- _EXERCISE BRIEF_
Which lines hold the word "document"? Copy each one.

--- PROVIDED DATA ---

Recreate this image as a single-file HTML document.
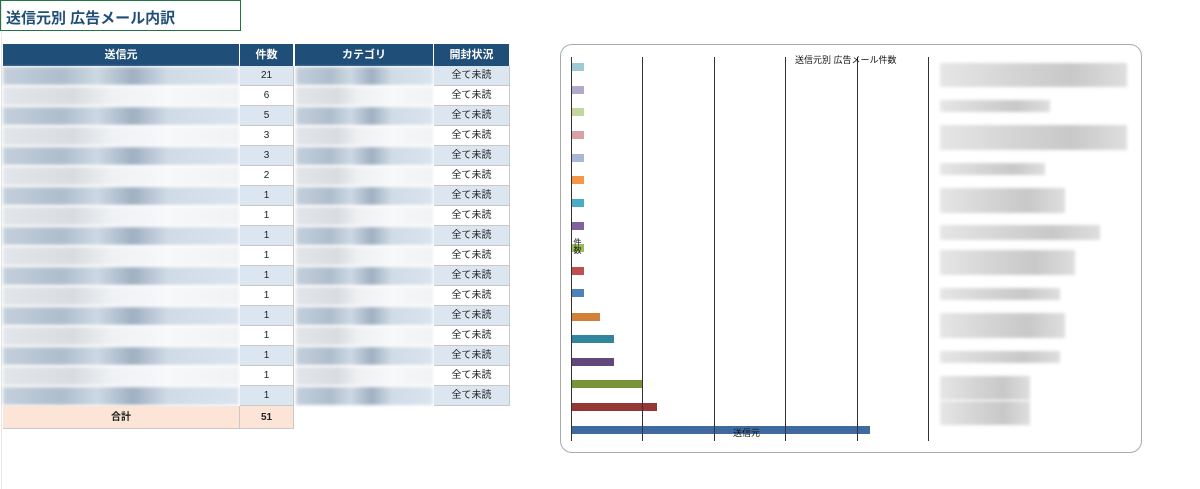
<!DOCTYPE html>
<html><head><meta charset="utf-8"><style>
*{margin:0;padding:0;box-sizing:border-box}
body{width:1200px;height:489px;background:#fff;position:relative;overflow:hidden;font-family:"Liberation Sans","Noto Sans CJK JP",sans-serif}
.a{position:absolute}
.title{left:0;top:0;width:241px;height:31px;border:1.5px solid #217346;color:#1f4e79;font-size:15px;font-weight:bold;padding:6px 0 0 5px}
.vl{left:1px;top:0;width:1px;height:489px;background:#e6e6e6}
.h{top:44px;height:22px;background:#1f4e79;color:#fff;font-size:11px;font-weight:bold;text-align:center;line-height:22px;border-right:1px solid #fff}
.c{height:20px;font-size:10px;text-align:center;line-height:20px;color:#222;border-bottom:1px solid #c8c8c8;border-right:1px solid #c8c8c8}
.b{background:#dce6f1}.w{background:#fff}
.bb{background:linear-gradient(90deg,#c4d0dc,#aebdcc 25%,#cdd8e3 40%,#9fb0c2 55%,#d0dbe6 70%,#dae4ee);filter:blur(1.5px)}
.ww{background:linear-gradient(90deg,#e2e5e9,#d8dce0 30%,#eef0f2 45%,#f7f8f9 70%,#f0f2f4);filter:blur(1.5px)}
.chart{left:560px;top:44px;width:582px;height:409px;border:1.5px solid #aaa;border-radius:12px}
.gl{top:57px;width:1px;height:384px;background:#333}
.bar{left:572px;height:8px}
.lg{left:940px;background:linear-gradient(90deg,#e6e6e6,#d4d4d4 40%,#c8c8c8 70%,#dedede);filter:blur(1.5px)}
</style></head><body>
<div class="a vl"></div>
<div class="a title">送信元別 広告メール内訳</div>
<div class="a h" style="left:3px;width:237px">送信元</div>
<div class="a h" style="left:240px;width:54px">件数</div>
<div class="a h" style="left:295px;width:139px">カテゴリ</div>
<div class="a h" style="left:434px;width:76px">開封状況</div>

<div id="rows"></div>
<script>
var n=[21,6,5,3,3,2,1,1,1,1,1,1,1,1,1,1,1],h='';
for(var i=0;i<17;i++){var y=66+i*20,bl=i%2==0,c=bl?'b':'w',f=bl?'bb':'ww';
h+='<div class="a '+f+'" style="left:3px;top:'+(y+1)+'px;width:236px;height:18px"></div>';
h+='<div class="a c '+c+'" style="left:240px;top:'+y+'px;width:54px">'+n[i]+'</div>';
h+='<div class="a '+f+'" style="left:296px;top:'+(y+1)+'px;width:137px;height:18px"></div>';
h+='<div class="a c '+c+'" style="left:434px;top:'+y+'px;width:76px">全て未読</div>';}
h+='<div class="a c" style="left:3px;top:406px;width:237px;height:23px;line-height:23px;background:#fce4d6;font-weight:bold">合計</div>';
h+='<div class="a c" style="left:240px;top:406px;width:54px;height:23px;line-height:23px;background:#fce4d6;font-weight:bold">51</div>';
var col=['#9fc9d4','#b3a9c9','#c3d69b','#d9a0a6','#a7b8d9','#f79646','#4bacc6','#8064a2','#9bbb59','#c0504d','#4f81bd','#d2813a','#31859c','#60497a','#77933c','#953735','#3f6aa0'];
var wd=[12,12,12,12,12,12,12,12,12,12,12,28,42,42,70,85,298];
var ys=[63,86,108,131,154,176,199,222,244,267,289,313,335,358,380,403,426];
for(var i=0;i<17;i++)h+='<div class="a bar" style="top:'+ys[i]+'px;width:'+wd[i]+'px;background:'+col[i]+'"></div>';
var L=[[63,24,187],[100,12,110],[125,25,187],[163,12,105],[188,25,125],[225,15,160],[250,25,135],[288,12,120],[313,25,125],[351,12,120],[376,24,90],[401,24,90]];
for(var i=0;i<L.length;i++)h+='<div class="a lg" style="top:'+L[i][0]+'px;height:'+L[i][1]+'px;width:'+L[i][2]+'px"></div>';
document.getElementById('rows').innerHTML=h;
</script>
<div class="a chart"></div>
<div class="a gl" style="left:571px"></div>
<div class="a gl" style="left:642px"></div>
<div class="a gl" style="left:714px"></div>
<div class="a gl" style="left:785px"></div>
<div class="a gl" style="left:857px"></div>
<div class="a gl" style="left:928px"></div>
<div class="a" style="left:795px;top:53px;font-size:9px;color:#111">送信元別 広告メール件数</div>
<div class="a" style="left:733px;top:426px;font-size:9px;color:#111">送信元</div>
<div class="a" style="left:572px;top:238px;font-size:8px;color:#111;writing-mode:vertical-rl">件数</div>
</body></html>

---

- _ANSWER IN FULL_
Recreate this image as a single-file HTML document.
document.getElementById('rows').innerHTML=h;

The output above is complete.